This invaluable book offers an alternative interpretation on what it means to be human. Jay Fikes unites his experiences as an aspiring shaman with his dedication to scholarly accuracy; he presents the Huichol religion from a perspective unfettered by modern, Western, science-vectored assumptions. His book integrates sympathetic and discerning interpretation of nuances in Huichol shamanic initiation, myth, ritual, and pilgrimage, creating an insightful portrait of a people whose annual cycle of rituals and pilgrimages have, until recently, sustained their harmonious relation with nature and with their divine ancestors. Fikes's book will become a landmark in comparative religion.
— Huston Smith, professor emeritus, Syracuse University; author, The World's Religions
An important new study in comparative religion and philosophy, this fascinating and dramatic account is based on Jay Fikes's in-depth research, spanning more than three decades, on Huichol ceremonial life and worldview. Many of its unique insights reflect the author's personal knowledge of the shamanic experience. Fikes also reveals and clarifies fundamental long-term themes in Mesoamerican religion and worldview.
Unknown Huichol contributes to symbolic anthropology, the anthropology of religion and of art, and to broader anthropological theory.
— Conrad P. Kottak, University of Michigan
Unknown Huichol is imbued with the message that we must be attentive to our consciousness - even if this puts us at odds with establishment thinking and anthropological precepts about the cognitive, experiential distance between 'informants' and researchers. Jay Fikes has shown that there is a lot we have yet to learn about the Huichol; he has made major strides toward filling our gaps of knowledge.
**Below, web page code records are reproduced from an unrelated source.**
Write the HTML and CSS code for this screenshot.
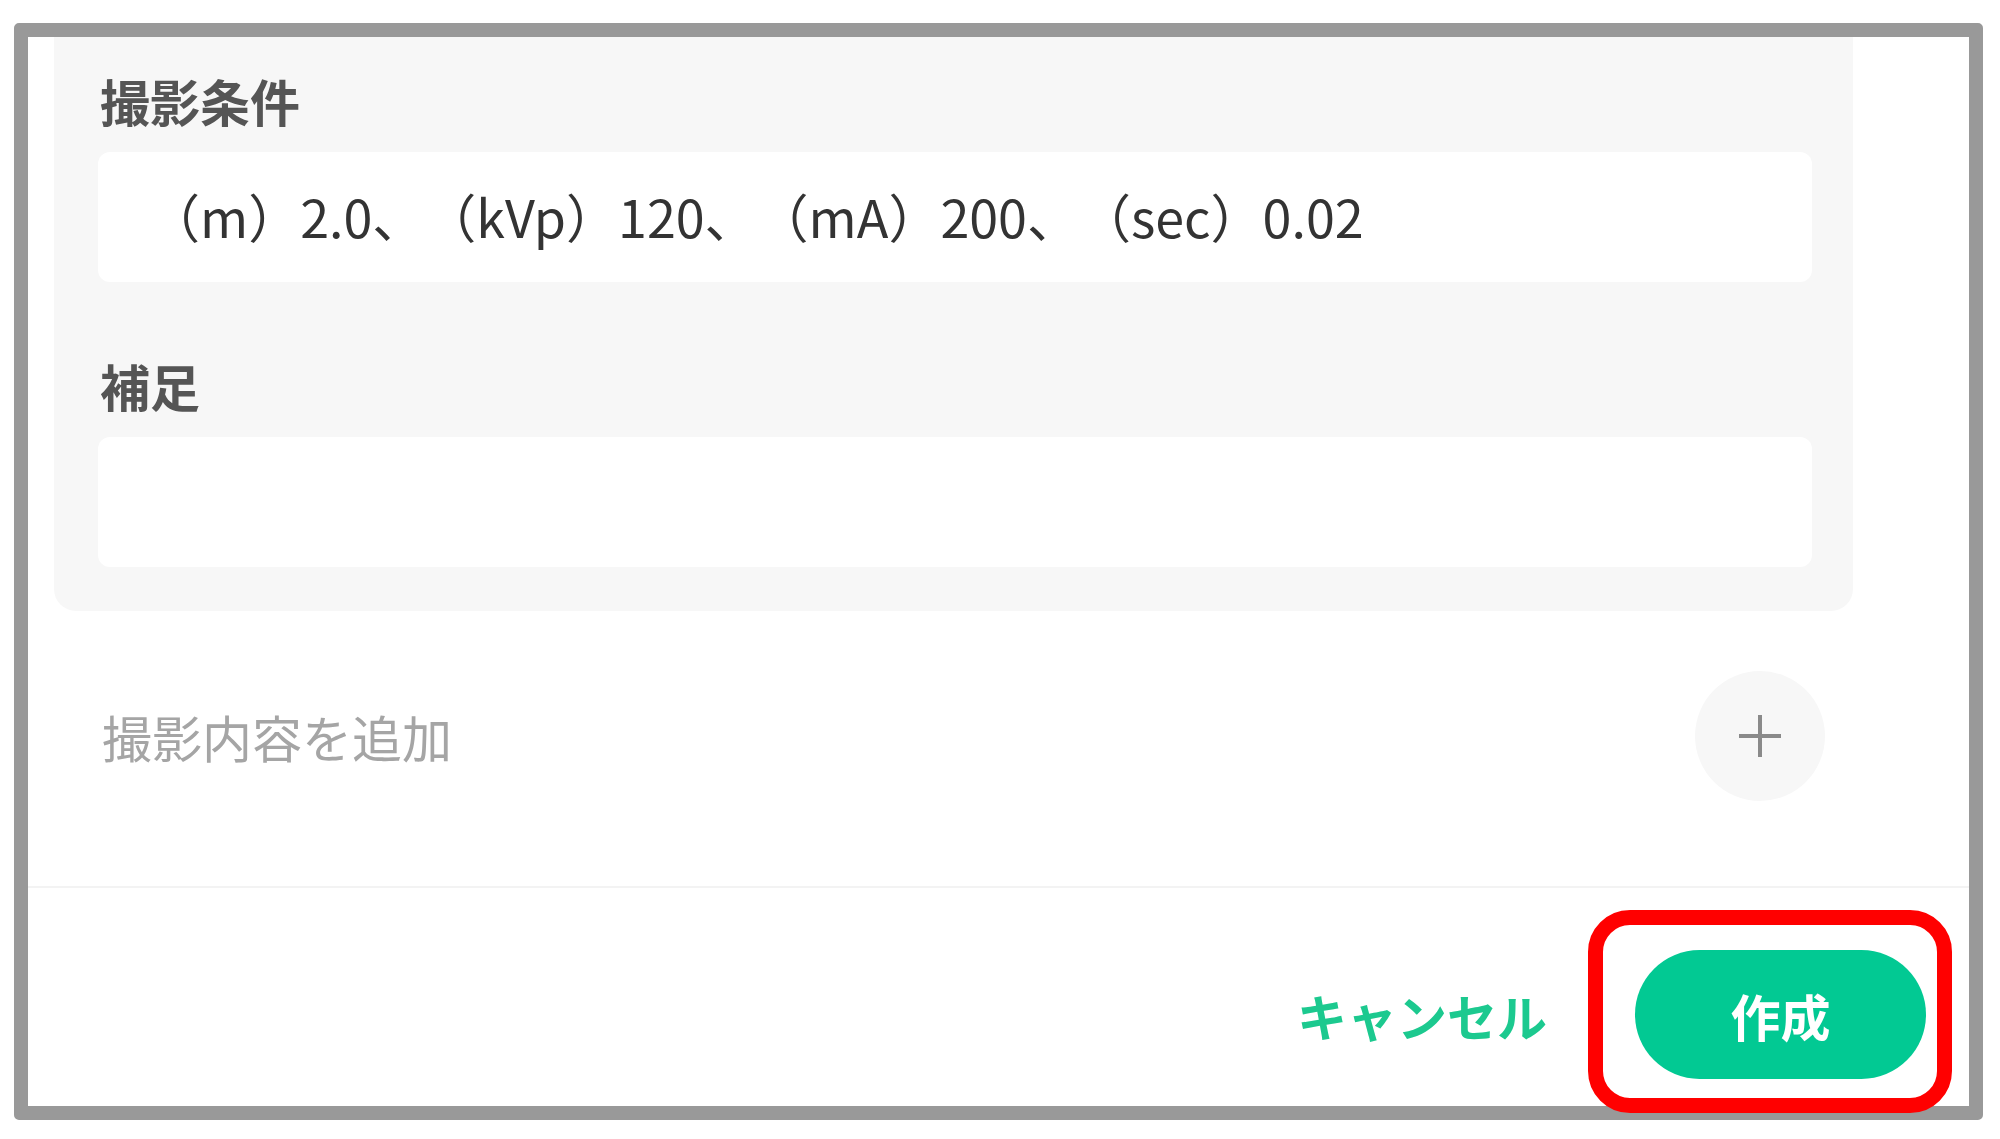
FILE: index.html
```html
<!DOCTYPE html>
<html lang="ja">
<head>
<meta charset="utf-8">
<title>撮影条件</title>
<link rel="stylesheet" href="styles.css">
</head>
<body>
<div class="frame">
  <div class="content">
    <div class="panel">
      <div class="field">
        <div class="label">撮影条件</div>
        <div class="input">（m）2.0、（kVp）120、（mA）200、（sec）0.02</div>
      </div>
      <div class="field field-second">
        <div class="label">補足</div>
        <div class="input"></div>
      </div>
    </div>
    <div class="add-row">
      <span class="add-label">撮影内容を追加</span>
      <button class="add-btn" type="button" aria-label="追加">
        <svg width="44" height="44" viewBox="0 0 44 44"><path d="M22 1V43M1 22H43" stroke="#8a8a8a" stroke-width="4" fill="none"/></svg>
      </button>
    </div>
  </div>
  <div class="footer">
    <button class="cancel" type="button">キャンセル</button>
    <button class="create" type="button">作成</button>
    <div class="highlight"></div>
  </div>
</div>
</body>
</html>
```
FILE: styles.css
```css
html, body {
  margin: 0;
  padding: 0;
  background: #ffffff;
}
body {
  font-family: "Noto Sans CJK JP", "Noto Sans", sans-serif;
}
.frame {
  box-sizing: border-box;
  width: 1969px;
  height: 1097px;
  margin: 23px 0 0 14px;
  border: 14px solid #999999;
  border-radius: 5px;
  background: #ffffff;
  display: flex;
  flex-direction: column;
}
.content {
  height: 849px;
  overflow: hidden;
  padding: 0 116px 0 26px;
}
.panel {
  background: #f7f7f7;
  border-radius: 0 0 22px 22px;
  padding: 26px 41px 44px 44px;
}
.label {
  font-size: 50px;
  line-height: 75px;
  font-weight: 700;
  color: #555555;
  padding-left: 2px;
  margin-bottom: 14px;
}
.field-second {
  margin-top: 66px;
}
.input {
  box-sizing: border-box;
  height: 130px;
  background: #ffffff;
  border-radius: 12px;
  padding-left: 50px;
  padding-bottom: 3px;
  display: flex;
  align-items: center;
  font-size: 52px;
  color: #333333;
  white-space: pre;
  text-spacing-trim: space-all;
}
.add-row {
  display: flex;
  align-items: center;
  justify-content: space-between;
  margin-top: 60px;
  padding: 0 28px 0 48px;
}
.add-label {
  font-size: 50px;
  color: #a5a5a5;
}
.add-btn {
  width: 130px;
  height: 130px;
  border-radius: 50%;
  border: none;
  background: #f7f7f7;
  display: flex;
  align-items: center;
  justify-content: center;
  padding: 0;
}
.footer {
  position: relative;
  flex: 1;
  border-top: 2px solid #f3f3f3;
  display: flex;
  justify-content: flex-end;
  align-items: flex-start;
  padding: 62px 43px 0 0;
}
.cancel {
  height: 129px;
  border: none;
  background: transparent;
  padding: 0 44px;
  margin-right: 44px;
  font-family: inherit;
  font-size: 50px;
  font-weight: 700;
  color: #1cc98f;
}
.create {
  width: 291px;
  height: 129px;
  border: none;
  border-radius: 65px;
  background: #02c993;
  color: #ffffff;
  font-family: inherit;
  font-size: 50px;
  font-weight: 700;
  padding: 0;
}
.highlight {
  position: absolute;
  right: 17px;
  bottom: -7px;
  width: 364px;
  height: 203px;
  box-sizing: border-box;
  border: 15px solid #ff0000;
  border-radius: 42px;
  pointer-events: none;
}
```
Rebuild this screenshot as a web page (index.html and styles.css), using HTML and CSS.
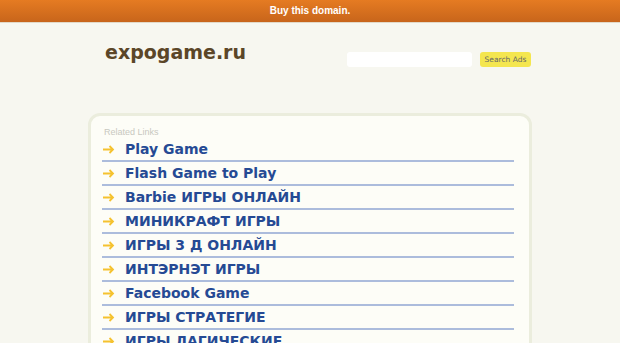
FILE: index.html
```html
<!DOCTYPE html>
<html lang="en">
<head>
    <meta charset="UTF-8">
    <title>expogame.ru</title>
    <link rel="stylesheet" href="styles.css">
</head>
<body>

    <div class="topbar">Buy this domain.</div>

    <div class="wrap">
        <div class="header">
            <div class="logo">expogame.ru</div>
            <form class="search">
                <input type="text" class="search-input">
                <button type="button" class="search-btn">Search Ads</button>
            </form>
        </div>

        <div class="panel">
            <div class="panel-title">Related Links</div>
            <ul class="links">
                <li><svg class="arrow" viewBox="0 0 12 9"><path d="M0 4.5h10M6.5 1l3.5 3.5-3.5 3.5"/></svg><a href="#">Play Game</a></li>
                <li><svg class="arrow" viewBox="0 0 12 9"><path d="M0 4.5h10M6.5 1l3.5 3.5-3.5 3.5"/></svg><a href="#">Flash Game to Play</a></li>
                <li><svg class="arrow" viewBox="0 0 12 9"><path d="M0 4.5h10M6.5 1l3.5 3.5-3.5 3.5"/></svg><a href="#">Barbie ИГРЫ ОНЛАЙН</a></li>
                <li><svg class="arrow" viewBox="0 0 12 9"><path d="M0 4.5h10M6.5 1l3.5 3.5-3.5 3.5"/></svg><a href="#">МИНИКРАФТ ИГРЫ</a></li>
                <li><svg class="arrow" viewBox="0 0 12 9"><path d="M0 4.5h10M6.5 1l3.5 3.5-3.5 3.5"/></svg><a href="#">ИГРЫ 3 Д ОНЛАЙН</a></li>
                <li><svg class="arrow" viewBox="0 0 12 9"><path d="M0 4.5h10M6.5 1l3.5 3.5-3.5 3.5"/></svg><a href="#">ИНТЭРНЭТ ИГРЫ</a></li>
                <li><svg class="arrow" viewBox="0 0 12 9"><path d="M0 4.5h10M6.5 1l3.5 3.5-3.5 3.5"/></svg><a href="#">Facebook Game</a></li>
                <li><svg class="arrow" viewBox="0 0 12 9"><path d="M0 4.5h10M6.5 1l3.5 3.5-3.5 3.5"/></svg><a href="#">ИГРЫ СТРАТЕГИЕ</a></li>
                <li><svg class="arrow" viewBox="0 0 12 9"><path d="M0 4.5h10M6.5 1l3.5 3.5-3.5 3.5"/></svg><a href="#">ИГРЫ ЛАГИЧЕСКИЕ</a></li>
            </ul>
        </div>
    </div>

</body>
</html>
```

FILE: styles.css
```css
body {
    margin: 0;
    background-color: #f7f7f0;
    font-family: "DejaVu Sans", sans-serif;
    overflow: hidden;
}

.topbar {
    height: 22px;
    line-height: 21px;
    text-align: center;
    color: #fff;
    font-family: "Liberation Sans", Arial, sans-serif;
    font-size: 10px;
    font-weight: bold;
    background: linear-gradient(#e57b22, #c8651b);
    border-bottom: 1px solid #e2d9c8;
}

.wrap {
    width: 444px;
    margin: 0 auto;
}

.header {
    display: flex;
    justify-content: space-between;
    align-items: flex-start;
    height: 90px;
}

.logo {
    margin: 18px 0 0 17px;
    font-size: 19px;
    font-weight: bold;
    color: #5b4628;
}

.search {
    display: flex;
    gap: 8px;
    margin: 29px 1px 0 0;
}

.search-input {
    width: 121px;
    height: 15px;
    padding: 0 2px;
    border: none;
    border-radius: 3px;
    background: #fff;
}

.search-btn {
    width: 51px;
    height: 15px;
    padding: 0;
    border: none;
    border-radius: 3px;
    background: #f4e64f;
    color: #666;
    font-family: "DejaVu Sans", sans-serif;
    font-size: 7.5px;
}

.panel {
    height: 300px;
    padding: 11px 15px 0 11px;
    background: #fdfdf7;
    border: 3px solid #ebeddd;
    border-radius: 12px;
}

.panel-title {
    margin-left: 2px;
    font-family: "Liberation Sans", Arial, sans-serif;
    font-size: 9px;
    color: #c8c8c0;
}

.links {
    list-style: none;
    margin: 1px 0 0 0;
    padding: 0;
}

.links li {
    display: flex;
    align-items: center;
    height: 22px;
    border-bottom: 2px solid #acbcdc;
}

.arrow {
    width: 12px;
    height: 9px;
    margin: 0 10px 0 1px;
    fill: none;
    stroke: #f5c22f;
    stroke-width: 1.8;
}

.links a {
    color: #254a94;
    font-size: 14px;
    font-weight: bold;
    text-decoration: none;
}
```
— Servando Z. Hinojosa, University of Texas-Pan American
Fikes, who teaches anthropology at Yeditepe University in Turkey, calls himself a "hybrid anthropologist." He has not only studied shamanism as a professional researcher among the Huichol of west-central Mexico over the last 30 years, he has also participated in their religion by ingesting peyote and undertaking pilgrimages to their sacred centers. And he believes, as they do, in the imminence of spirits and the possibility of communicating with ancestors and deities. Fikes has produced here a very readable, at times engaging, mélange of ethnographic description and personal revelation based upon his long encounters with Huichol shamans. The author gives special attention to Huichol notions of the soul and afterlife and to description of their elaborate funerary rituals. Peter Furst's book, Rock Crystals and Peyote Dreams: Explorations in the Huichol Universe (CH, Jul'07, 44-6313), covers much the same ground more thoroughly and in greater depth, though without the narrative of personal spiritual encounters that Fikes provides. Fikes was also coeditor of a volume of translations of Huichol myths collected in the 1930s, Huichol Mythology by Robert M. Zingg (CH, Jun'05, 42-5955). Summing Up: Recommended. All levels/libraries.